■ What you have to do
Copy the material that follows word for word and omit its pictures.

■ Data shown
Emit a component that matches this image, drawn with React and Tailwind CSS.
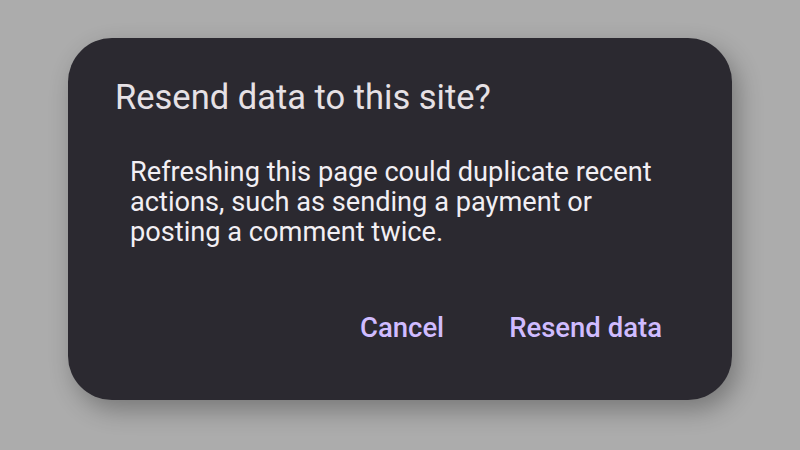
export default function App() {
  return (
    <div className="w-[800px] h-[450px] bg-[#acacac] flex items-start justify-center pt-[38px]" style={{ fontFamily: 'Roboto, "Noto Sans", sans-serif' }}>
      <div className="w-[664px] h-[362px] rounded-[44px] bg-[#2b2930] shadow-[6px_10px_24px_rgba(0,0,0,0.3)] flex flex-col pl-[47px] pr-[70px]">
        <h2 className="mt-[37px] text-[34.5px] leading-[44px] text-[#e6e1e5]">Resend data to this site?</h2>
        <p className="mt-[38px] ml-[15px] text-[27.2px] leading-[30px] text-[#f2eff4]">
          Refreshing this page could duplicate recent actions, such as sending a payment or posting a comment twice.
        </p>
        <div className="mt-auto mb-[56px] flex justify-end gap-[65px] text-[27.5px] leading-[32px] font-medium text-[#d0bcff]">
          <button>Cancel</button>
          <button>Resend data</button>
        </div>
      </div>
    </div>
  )
}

■ The answer
Emit a component that matches this image, drawn with React and Tailwind CSS.
export default function App() {
  return (
    <div className="w-[800px] h-[450px] bg-[#acacac] flex items-start justify-center pt-[38px]" style={{ fontFamily: 'Roboto, "Noto Sans", sans-serif' }}>
      <div className="w-[664px] h-[362px] rounded-[44px] bg-[#2b2930] shadow-[6px_10px_24px_rgba(0,0,0,0.3)] flex flex-col pl-[47px] pr-[70px]">
        <h2 className="mt-[37px] text-[34.5px] leading-[44px] text-[#e6e1e5]">Resend data to this site?</h2>
        <p className="mt-[38px] ml-[15px] text-[27.2px] leading-[30px] text-[#f2eff4]">
          Refreshing this page could duplicate recent actions, such as sending a payment or posting a comment twice.
        </p>
        <div className="mt-auto mb-[56px] flex justify-end gap-[65px] text-[27.5px] leading-[32px] font-medium text-[#d0bcff]">
          <button>Cancel</button>
          <button>Resend data</button>
        </div>
      </div>
    </div>
  )
}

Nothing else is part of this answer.